--- Begin RECORDS SUPPLIED ---

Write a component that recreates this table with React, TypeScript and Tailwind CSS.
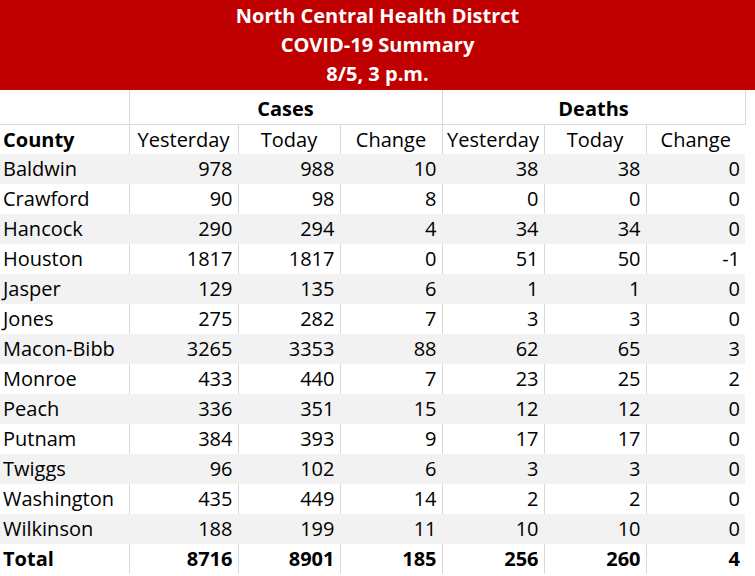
const rows: [string, number, number, number, number, number, number][] = [
  ["Baldwin", 978, 988, 10, 38, 38, 0],
  ["Crawford", 90, 98, 8, 0, 0, 0],
  ["Hancock", 290, 294, 4, 34, 34, 0],
  ["Houston", 1817, 1817, 0, 51, 50, -1],
  ["Jasper", 129, 135, 6, 1, 1, 0],
  ["Jones", 275, 282, 7, 3, 3, 0],
  ["Macon-Bibb", 3265, 3353, 88, 62, 65, 3],
  ["Monroe", 433, 440, 7, 23, 25, 2],
  ["Peach", 336, 351, 15, 12, 12, 0],
  ["Putnam", 384, 393, 9, 17, 17, 0],
  ["Twiggs", 96, 102, 6, 3, 3, 0],
  ["Washington", 435, 449, 14, 2, 2, 0],
  ["Wilkinson", 188, 199, 11, 10, 10, 0],
];

const widths = ["w-[129px]", "w-[109px]", "w-[102px]", "w-[102px]", "w-[102px]", "w-[102px]", "w-[99px]"];

export default function App() {
  return (
    <div className="w-[755px] h-[576px] bg-white text-black overflow-hidden" style={{ fontFamily: "'Open Sans', 'Liberation Sans', sans-serif" }}>
      {/* --- title band --- */}
      <div className="h-[90px] bg-[#c00000] text-white font-bold text-[20px] leading-[29px] text-center pt-[1px]">
        <div>North Central Health Distrct</div>
        <div>COVID-19 Summary</div>
        <div>8/5, 3 p.m.</div>
      </div>

      <table className="table-fixed border-collapse w-[745px] text-[20px]">
        <colgroup>
          {widths.map((w, i) => (
            <col key={i} className={w} />
          ))}
        </colgroup>
        <thead>
          <tr className="h-[34px]">
            <th className="border-b border-[#d9d9d9] p-0" />
            <th colSpan={3} className="border border-t-0 border-[#d9d9d9] font-bold text-center align-bottom pb-0 leading-[30px]">
              Cases
            </th>
            <th colSpan={3} className="border border-t-0 border-[#d9d9d9] font-bold text-center align-bottom pb-0 leading-[30px]">
              Deaths
            </th>
          </tr>
          <tr className="h-[29px] leading-[29px]">
            <th className="border-r border-[#d9d9d9] font-bold text-left pl-[3px]">County</th>
            {["Yesterday", "Today", "Change", "Yesterday", "Today", "Change"].map((h, i) => (
              <th key={i} className={`font-normal text-center p-0 ${i < 5 ? "border-r border-[#d9d9d9]" : ""}`}>
                {h}
              </th>
            ))}
          </tr>
        </thead>
        <tbody>
          {rows.map((r, idx) => {
            const striped = idx % 2 === 0;
            const line = striped ? "border-[#f2f2f2]" : "border-[#d9d9d9]";
            return (
              <tr key={r[0]} className={`h-[30px] leading-[30px] ${striped ? "bg-[#f2f2f2]" : "bg-white"}`}>
                <td className={`border-r ${line} pl-[3px] text-left`}>{r[0]}</td>
                {r.slice(1).map((v, i) => (
                  <td key={i} className={`pr-[5px] text-right ${i < 5 ? `border-r ${line}` : ""}`}>
                    {v}
                  </td>
                ))}
              </tr>
            );
          })}
          <tr className="h-[30px] leading-[30px] font-bold">
            <td className="border-r border-[#d9d9d9] pl-[3px]">Total</td>
            {[8716, 8901, 185, 256, 260, 4].map((v, i) => (
              <td key={i} className={`pr-[5px] text-right ${i < 5 ? "border-r border-[#d9d9d9]" : ""}`}>
                {v}
              </td>
            ))}
          </tr>
        </tbody>
      </table>
    </div>
  );
}
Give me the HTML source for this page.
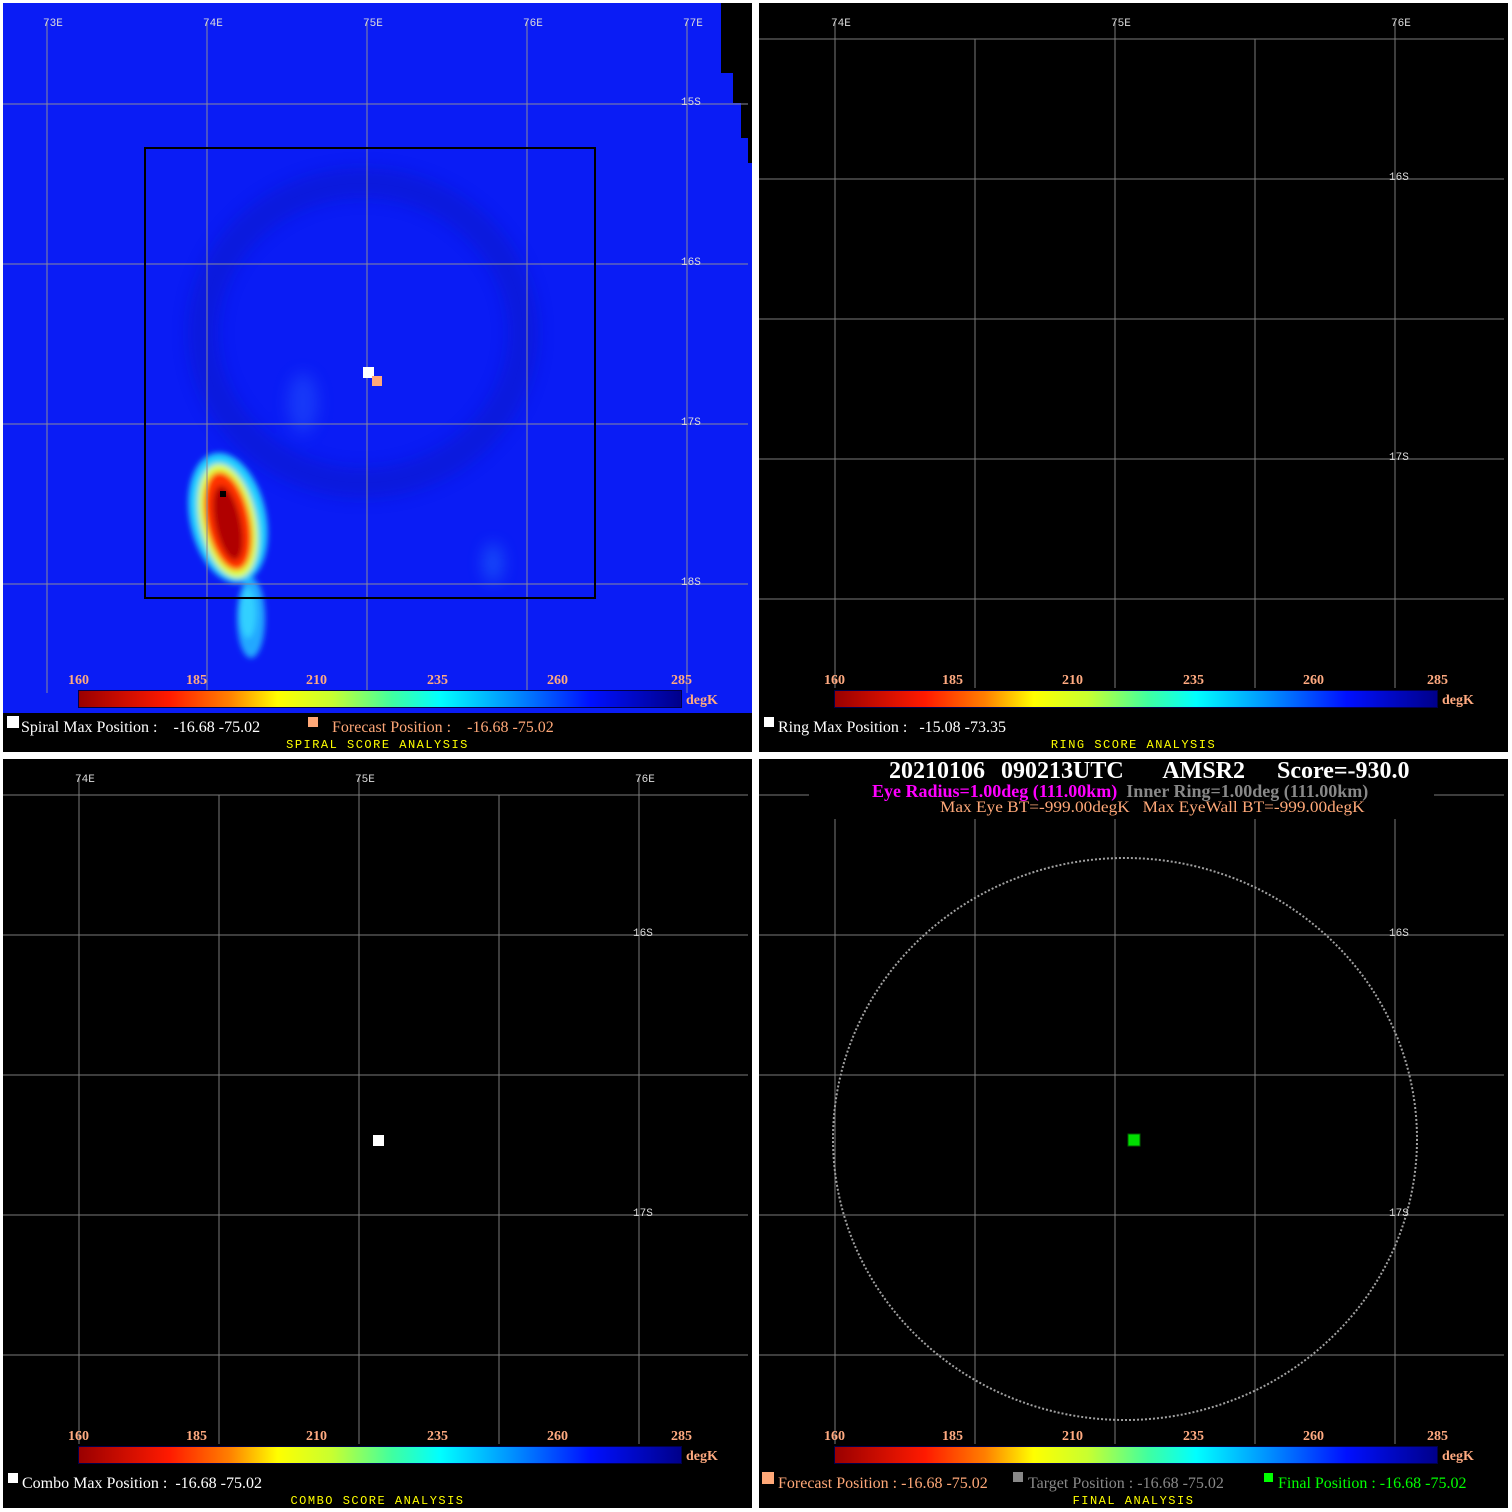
<!DOCTYPE html>
<html><head><meta charset="utf-8"><style>
body{margin:0;width:1512px;height:1512px;background:#fff;position:relative;overflow:hidden;font-family:"Liberation Serif",serif}
.p{position:absolute;width:749px;height:749px;background:#000;overflow:hidden}
.t{position:absolute;white-space:nowrap;font-weight:bold;transform-origin:left top}
.lg{position:absolute;white-space:nowrap;font-size:16px;transform-origin:left top}
.lab{position:absolute;font-family:"Liberation Mono",monospace;font-size:11px;color:#ddd;letter-spacing:0px}
.ttl{position:absolute;font-family:"Liberation Mono",monospace;font-size:12px;letter-spacing:1.5px;color:#ff0;width:749px;text-align:center}
.cb{position:absolute;height:16px;width:602px;border:1px solid #00004a;background:linear-gradient(90deg,#9a0000,#ff1a00 15%,#ff8000 25%,#ffff00 33%,#c8ff30 42%,#40ffa0 52%,#00ffff 60%,#0090ff 72%,#0010ff 85%,#00008a)}
.n{position:absolute;color:#ffaa80;font-size:14px;font-weight:bold}
</style></head><body>

<!-- TL -->
<div class="p" style="left:3px;top:3px;background:#0a1cf5">
<svg width="749" height="749" style="position:absolute;left:0;top:0">
<defs><filter id="b"><feGaussianBlur stdDeviation="8"/></filter><filter id="b2"><feGaussianBlur stdDeviation="3"/></filter></defs>
<g filter="url(#b)" opacity=".35">
<ellipse cx="360" cy="330" rx="160" ry="150" fill="none" stroke="#0a12b0" stroke-width="30"/>
<ellipse cx="300" cy="400" rx="15" ry="30" fill="#3070ff"/>
<ellipse cx="490" cy="560" rx="10" ry="20" fill="#30a0ff"/>
</g>
<g filter="url(#b2)">
<ellipse cx="248" cy="615" rx="14" ry="40" fill="#20a8ff"/>
<ellipse cx="245" cy="610" rx="8" ry="25" fill="#30d0ff"/>
<ellipse cx="225" cy="515" rx="38" ry="66" fill="#20d0ff" transform="rotate(-12 225 515)"/>
<ellipse cx="225" cy="518" rx="28" ry="58" fill="#e0ff40" transform="rotate(-12 225 518)"/>
<ellipse cx="225" cy="518" rx="22" ry="50" fill="#ff3000" transform="rotate(-12 225 518)"/>
<ellipse cx="225" cy="520" rx="13" ry="38" fill="#b00000" transform="rotate(-12 225 520)"/>
</g>
<rect x="217" y="488" width="6" height="6" fill="#000"/>
<polygon points="718,0 749,0 749,160 745,160 745,135 738,135 738,100 730,100 730,70 718,70" fill="#000"/>
<g stroke="#8a8a9a" stroke-width="1">
<line x1="44" y1="18" x2="44" y2="690"/><line x1="204" y1="18" x2="204" y2="690"/><line x1="364" y1="18" x2="364" y2="690"/><line x1="524" y1="18" x2="524" y2="690"/><line x1="684" y1="18" x2="684" y2="690"/>
<line x1="0" y1="101" x2="745" y2="101"/><line x1="0" y1="261" x2="745" y2="261"/><line x1="0" y1="421" x2="745" y2="421"/><line x1="0" y1="581" x2="745" y2="581"/>
</g>
<rect x="142" y="145" width="450" height="450" fill="none" stroke="#000" stroke-width="2"/>
<rect x="360" y="364" width="11" height="11" fill="#fff"/><rect x="369" y="373" width="10" height="10" fill="#ffa878"/>
<rect x="0" y="710" width="749" height="39" fill="#000"/>
</svg>
<div class="lab" style="left:40px;top:15px">73E</div><div class="lab" style="left:200px;top:15px">74E</div><div class="lab" style="left:360px;top:15px">75E</div><div class="lab" style="left:520px;top:15px">76E</div><div class="lab" style="left:680px;top:15px">77E</div>
<div class="lab" style="left:678px;top:94px">15S</div><div class="lab" style="left:678px;top:254px">16S</div><div class="lab" style="left:678px;top:414px">17S</div><div class="lab" style="left:678px;top:574px">18S</div>
</div>

<!-- TR -->
<div class="p" style="left:759px;top:3px">
<svg width="749" height="749" style="position:absolute;left:0;top:0"><g stroke="#7a7a7a" stroke-width="1">
<line x1="76" y1="18" x2="76" y2="685"/><line x1="216" y1="36" x2="216" y2="685"/><line x1="356" y1="18" x2="356" y2="685"/><line x1="496" y1="36" x2="496" y2="685"/><line x1="636" y1="18" x2="636" y2="685"/>
<line x1="0" y1="36" x2="745" y2="36"/><line x1="0" y1="176" x2="745" y2="176"/><line x1="0" y1="316" x2="745" y2="316"/><line x1="0" y1="456" x2="745" y2="456"/><line x1="0" y1="596" x2="745" y2="596"/></g></svg>
<div class="lab" style="left:72px;top:15px">74E</div><div class="lab" style="left:352px;top:15px">75E</div><div class="lab" style="left:632px;top:15px">76E</div>
<div class="lab" style="left:630px;top:169px">16S</div><div class="lab" style="left:630px;top:449px">17S</div>
</div>

<!-- BL -->
<div class="p" style="left:3px;top:759px">
<svg width="749" height="749" style="position:absolute;left:0;top:0"><g stroke="#7a7a7a" stroke-width="1">
<line x1="76" y1="18" x2="76" y2="685"/><line x1="216" y1="36" x2="216" y2="685"/><line x1="356" y1="18" x2="356" y2="685"/><line x1="496" y1="36" x2="496" y2="685"/><line x1="636" y1="18" x2="636" y2="685"/>
<line x1="0" y1="36" x2="745" y2="36"/><line x1="0" y1="176" x2="745" y2="176"/><line x1="0" y1="316" x2="745" y2="316"/><line x1="0" y1="456" x2="745" y2="456"/><line x1="0" y1="596" x2="745" y2="596"/></g>
<rect x="370" y="376" width="11" height="11" fill="#fff"/></svg>
<div class="lab" style="left:72px;top:15px">74E</div><div class="lab" style="left:352px;top:15px">75E</div><div class="lab" style="left:632px;top:15px">76E</div>
<div class="lab" style="left:630px;top:169px">16S</div><div class="lab" style="left:630px;top:449px">17S</div>
</div>

<!-- BR -->
<div class="p" style="left:759px;top:759px">
<svg width="749" height="749" style="position:absolute;left:0;top:0"><g stroke="#7a7a7a" stroke-width="1">
<line x1="76" y1="60" x2="76" y2="685"/><line x1="216" y1="60" x2="216" y2="685"/><line x1="356" y1="60" x2="356" y2="685"/><line x1="496" y1="60" x2="496" y2="685"/><line x1="636" y1="60" x2="636" y2="685"/>
<line x1="0" y1="36" x2="50" y2="36"/><line x1="675" y1="36" x2="745" y2="36"/><line x1="0" y1="176" x2="745" y2="176"/><line x1="0" y1="316" x2="745" y2="316"/><line x1="0" y1="456" x2="745" y2="456"/><line x1="0" y1="596" x2="745" y2="596"/></g>
<ellipse cx="366" cy="380" rx="292" ry="281" fill="none" stroke="#a0a0a0" stroke-width="2" stroke-dasharray="2 2"/>
<rect x="369" y="375" width="12" height="12" fill="#00e000" stroke="#006000"/></svg>
<div class="lab" style="left:630px;top:169px">16S</div><div class="lab" style="left:630px;top:449px">17S</div>
<div class="t" style="left:130px;top:-1px;font-size:24px;color:#fff;word-spacing:2px">20210106&nbsp; 090213UTC &nbsp;&nbsp;&nbsp; AMSR2 &nbsp;&nbsp; Score=-930.0</div>
<div class="t" style="left:113px;top:22px;font-size:18px;color:#ff00ff">Eye Radius=1.00deg (111.00km) &nbsp;<span style="color:#888">Inner Ring=1.00deg (111.00km)</span></div>
<div class="t" style="left:181px;top:40px;font-size:16px;font-weight:normal;color:#ffa878;transform:scaleX(1.08)">Max Eye BT=-999.00degK &nbsp;&nbsp;Max EyeWall BT=-999.00degK</div>
</div>

<!-- colorbars -->
<div class="cb" style="left:78px;top:690px"></div><div class="cb" style="left:834px;top:690px"></div>
<div class="cb" style="left:78px;top:1446px"></div><div class="cb" style="left:834px;top:1446px"></div>
<div class="n" style="left:68px;top:673px">160</div><div class="n" style="left:186px;top:673px">185</div><div class="n" style="left:306px;top:673px">210</div><div class="n" style="left:427px;top:673px">235</div><div class="n" style="left:547px;top:673px">260</div><div class="n" style="left:671px;top:673px">285</div><div class="n" style="left:686px;top:693px">degK</div>
<div class="n" style="left:824px;top:673px">160</div><div class="n" style="left:942px;top:673px">185</div><div class="n" style="left:1062px;top:673px">210</div><div class="n" style="left:1183px;top:673px">235</div><div class="n" style="left:1303px;top:673px">260</div><div class="n" style="left:1427px;top:673px">285</div><div class="n" style="left:1442px;top:693px">degK</div>
<div class="n" style="left:68px;top:1429px">160</div><div class="n" style="left:186px;top:1429px">185</div><div class="n" style="left:306px;top:1429px">210</div><div class="n" style="left:427px;top:1429px">235</div><div class="n" style="left:547px;top:1429px">260</div><div class="n" style="left:671px;top:1429px">285</div><div class="n" style="left:686px;top:1449px">degK</div>
<div class="n" style="left:824px;top:1429px">160</div><div class="n" style="left:942px;top:1429px">185</div><div class="n" style="left:1062px;top:1429px">210</div><div class="n" style="left:1183px;top:1429px">235</div><div class="n" style="left:1303px;top:1429px">260</div><div class="n" style="left:1427px;top:1429px">285</div><div class="n" style="left:1442px;top:1449px">degK</div>

<!-- legends -->
<div style="position:absolute;left:7px;top:716px;width:12px;height:12px;background:#fff"></div>
<div class="lg" style="left:21px;top:719px;color:#fff">Spiral Max Position : &nbsp;&nbsp;&nbsp;-16.68 -75.02</div>
<div style="position:absolute;left:308px;top:717px;width:10px;height:10px;background:#ffa878"></div>
<div class="lg" style="left:332px;top:719px;color:#ffa878">Forecast Position : &nbsp;&nbsp;&nbsp;-16.68 -75.02</div>
<div class="ttl" style="left:3px;top:738px">SPIRAL SCORE ANALYSIS</div>

<div style="position:absolute;left:764px;top:717px;width:10px;height:10px;background:#fff"></div>
<div class="lg" style="left:778px;top:719px;color:#fff">Ring Max Position : &nbsp;&nbsp;-15.08 -73.35</div>
<div class="ttl" style="left:759px;top:738px">RING SCORE ANALYSIS</div>

<div style="position:absolute;left:8px;top:1473px;width:10px;height:10px;background:#fff"></div>
<div class="lg" style="left:22px;top:1475px;color:#fff">Combo Max Position : &nbsp;-16.68 -75.02</div>
<div class="ttl" style="left:3px;top:1494px">COMBO SCORE ANALYSIS</div>

<div style="position:absolute;left:762px;top:1472px;width:12px;height:12px;background:#ffa878"></div>
<div class="lg" style="left:778px;top:1475px;color:#ffa878">Forecast Position : -16.68 -75.02</div>
<div style="position:absolute;left:1013px;top:1472px;width:10px;height:10px;background:#888"></div>
<div class="lg" style="left:1028px;top:1475px;color:#888">Target Position : -16.68 -75.02</div>
<div style="position:absolute;left:1264px;top:1473px;width:9px;height:9px;background:#00ff00"></div>
<div class="lg" style="left:1278px;top:1475px;color:#00ff00">Final Position : -16.68 -75.02</div>
<div class="ttl" style="left:759px;top:1494px">FINAL ANALYSIS</div>
</body></html>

--- End RECORDS SUPPLIED ---

§ **TASK REQUIREMENTS**: Give the lines above again exactly, from the one containing "Give me the HTML source for this page." to the one containing "</style></head><body>", both included, but leave out the pictures.

§ **TASK OUTPUT**:
Give me the HTML source for this page.
<!DOCTYPE html>
<html><head><meta charset="utf-8"><style>
body{margin:0;width:1512px;height:1512px;background:#fff;position:relative;overflow:hidden;font-family:"Liberation Serif",serif}
.p{position:absolute;width:749px;height:749px;background:#000;overflow:hidden}
.t{position:absolute;white-space:nowrap;font-weight:bold;transform-origin:left top}
.lg{position:absolute;white-space:nowrap;font-size:16px;transform-origin:left top}
.lab{position:absolute;font-family:"Liberation Mono",monospace;font-size:11px;color:#ddd;letter-spacing:0px}
.ttl{position:absolute;font-family:"Liberation Mono",monospace;font-size:12px;letter-spacing:1.5px;color:#ff0;width:749px;text-align:center}
.cb{position:absolute;height:16px;width:602px;border:1px solid #00004a;background:linear-gradient(90deg,#9a0000,#ff1a00 15%,#ff8000 25%,#ffff00 33%,#c8ff30 42%,#40ffa0 52%,#00ffff 60%,#0090ff 72%,#0010ff 85%,#00008a)}
.n{position:absolute;color:#ffaa80;font-size:14px;font-weight:bold}
</style></head><body>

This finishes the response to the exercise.